3. The six to eight inch thick steel reactor vessel itself is supposed to be the third radiation containment system that creates a barrier against disaster-driven radiation releases, along with its associated pipes that are also made of steel.
4. The emergency core cooling systems were designed to serve as the 4th safety barrier by pumping c water into the reactor to cool the nuclear core
5. Barrier number 5 is the thick wall of steel and concrete called the nuclear containment that was supposed to prevent all the radiation from escaping if the other radiation protection barriers failed. It was the final barrier. The containment itself is passive; it just surrounds all the radioactive material.
6. Finally, in case everything does fail, people living or working within a 10-mile radius of a nuclear power plant are supposed to be able to depend upon its emergency plan and evacuation procedures.
All 6 barriers were in place and functioning at the Fukushima Daiichi site when the tsunami hit causing two major problems that engineers never expected:
First, when the tsunami destroyed the emergency cooling system back-up diesel generators, the cooling pumps had no electricity to operate and cool the nuclear fuel.
Second, the tsunami destroyed the pumps along the ocean that were designed to push cool ocean water to cool the nuclear fuel. Instead of these 6 barriers functioning like the engineers had planned, they fell like dominoes, each failure causing another as the links of the chain were broken.
Here is what really happened:
The tsunami destroyed the 4th barrier of the emergency core cooling system causing the fuel to overheat and destroy the 1st barrier. The high temperature of the uncooled fuel caused the 2nd barrier of the zirconium alloy cladding to overheat and catch fire. When the fuel cladding caught fire, then the fuel melted through the nuclear reactor destroying the 3rd barrier too.

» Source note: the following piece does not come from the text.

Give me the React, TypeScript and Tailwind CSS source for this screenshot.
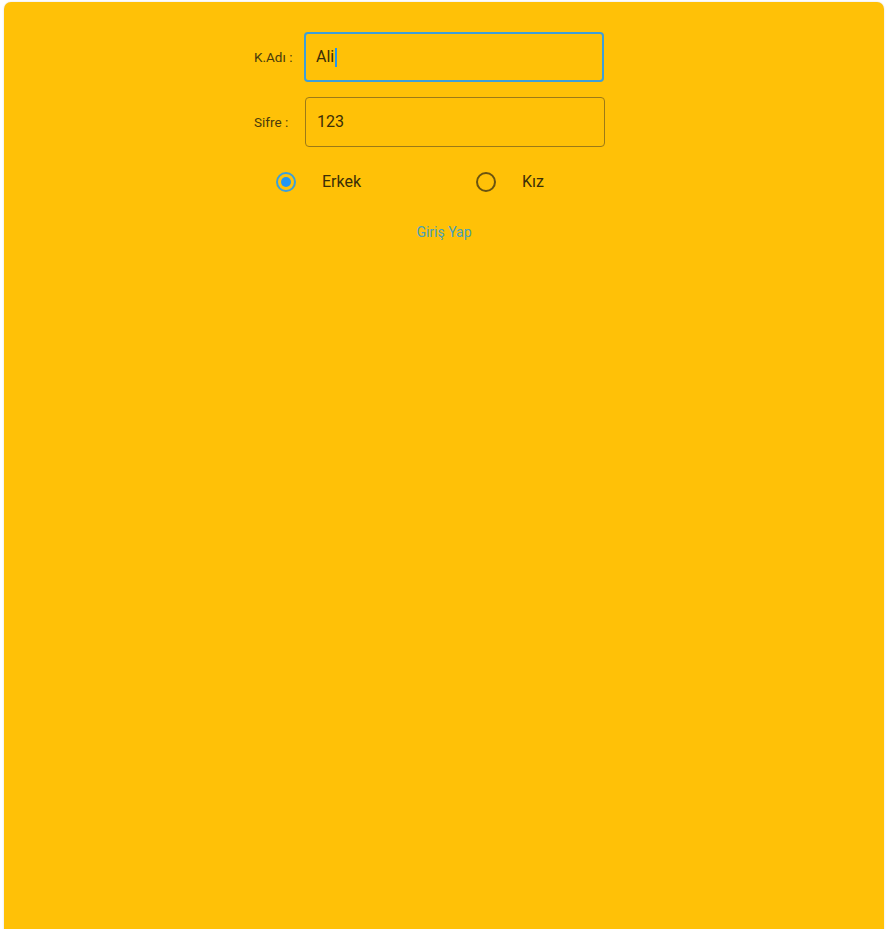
import { useState } from "react"

function Radio({ checked }: { checked: boolean }) {
  return checked ? (
    <span className="flex h-[20px] w-[20px] items-center justify-center rounded-full border-2 border-[#3d9fd9]">
      <span className="h-[10px] w-[10px] rounded-full bg-[#2196f3]" />
    </span>
  ) : (
    <span className="h-[20px] w-[20px] rounded-full border-2 border-[#6b5410]" />
  )
}

export default function App() {
  const [gender, setGender] = useState("erkek")

  return (
    <div className="min-h-[929px] bg-white pl-[4px] pr-[2px] pt-[2px] font-['Roboto',sans-serif]">
      <div className="h-[940px] w-[880px] rounded-[7px] bg-[#ffc107] shadow-[0_0_2px_rgba(0,0,0,0.15)]">
        <div className="flex flex-col pl-[250px] pt-[30px]">
          <div className="flex items-center">
            <span className="w-[50px] text-[13.5px] text-[#4a3b0c]">K.Adı :</span>
            <div className="flex h-[50px] w-[300px] items-center rounded-[4px] border-2 border-[#3d9fd9] px-[10px]">
              <span className="text-[16px] text-[#3a2e08]">Ali</span>
              <span className="ml-[1px] h-[19px] w-[1.5px] bg-[#2196f3]" />
            </div>
          </div>
          <div className="mt-[15px] flex items-center">
            <span className="w-[51px] text-[13.5px] text-[#4a3b0c]">Sifre :</span>
            <div className="flex h-[50px] w-[300px] items-center rounded-[4px] border border-[#9c7a17] px-[11px]">
              <span className="text-[16px] text-[#3a2e08]">123</span>
            </div>
          </div>
          <div className="mt-[23px] flex items-center pl-[22px]">
            <button onClick={() => setGender("erkek")} className="flex w-[200px] items-center">
              <Radio checked={gender === "erkek"} />
              <span className="ml-[26px] text-[16px] text-[#3a2e08]">Erkek</span>
            </button>
            <button onClick={() => setGender("kiz")} className="flex items-center">
              <Radio checked={gender === "kiz"} />
              <span className="ml-[26px] text-[16px] text-[#3a2e08]">Kız</span>
            </button>
          </div>
        </div>
        <div className="mt-[28px] flex justify-center">
          <button className="text-[14px] text-[#4aa0b8]">Giriş Yap</button>
        </div>
      </div>
    </div>
  )
}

Now only the containment barrier, our 5th and final domino, remains, right? Unfortunately, no. I first spoke to the NRC’s Advisory Committee on Reactor Safeguards in 2010 to share my evidence-based calculations showing that containments would likely leak significant amounts of radioactivity during a nuclear power failure. In response, the ACRS informed me that, the nuclear industry and NRC simply assume that containments will never leak during nuclear emergencies.
Inside Fukushima Daiichi’s containment, the pressure increased to more than 100 pounds per square inch causing detonation shock waves and containment failure.
Unfortunately, those 3 explosions at Fukushima Daiichi prove that containment systems fail and thousands of people are injured by exposure to significant amounts of radiation.
How do we know the containments failed?
1. First, you can see the violent explosions and the detonation shock wave on TV and video.
2. The second picture shows that there are two distinct steam plumes exiting Unit One plume emanates from the spent fuel pool, and the other is directly over the reactor vessel where the top of the containment was supposed to shield everyone and everything from these huge radiation releases.
3. Third, TEPCO itself has admitted that hot gases raging at 250ºF were released from the containment structure. This picture definitely shows the release of hot radioactive gas. And, no, it is not steam, because steam only exists at 212ºF under normal atmospheric pressure.
As soon as radiation was released from the plant, the evacuation plans were useless because the plumes were moving wherever the wind and changing weather patterns took them. Not wanting to frighten people, Japanese government employees were not allowed to notify people in time for them to evacuate safely.
All 6 barriers failed at Fukushima Daiichi. The failed core cooling caused the fuel to overheat causing the zirconium alloy cladding to catch fire, and that in turn caused the reactor to breach and then the containment system failed. There was no place to run.
The Japanese government wants to restart more than half of its 50 remaining nuclear reactors. Back in the 1960s, the NRC made the decision not to require stronger containments and Japan followed America’s lead. You find the 700-page report about the NRC decision to weaken nuclear containments on our website.
The triple meltdown at Fukushima Daiichi has proven nuclear safety is a myth, yet the nuclear industry continues to put profits before people with the Japanese government attempting to restart its old reactors with the same 50-year-old containment systems. The NRC has neglected regulations to force major modifications on the 23 containments identical to those that were destroyed by the catastrophe at Fukushima Daiichi.
Worldwide, only Germany has taken these disasters and subsequent loss of lives seriously. The Germans have moved ahead with energy efficiency and alternative energy production as methods of protecting their citizens’ lives against the risks inherent in nuclear power production.
For me, the lyrics from Peter, Paul, and Mary’s Where Have All The Flowers Gone come to mind, and I wonder when will WE ever learn?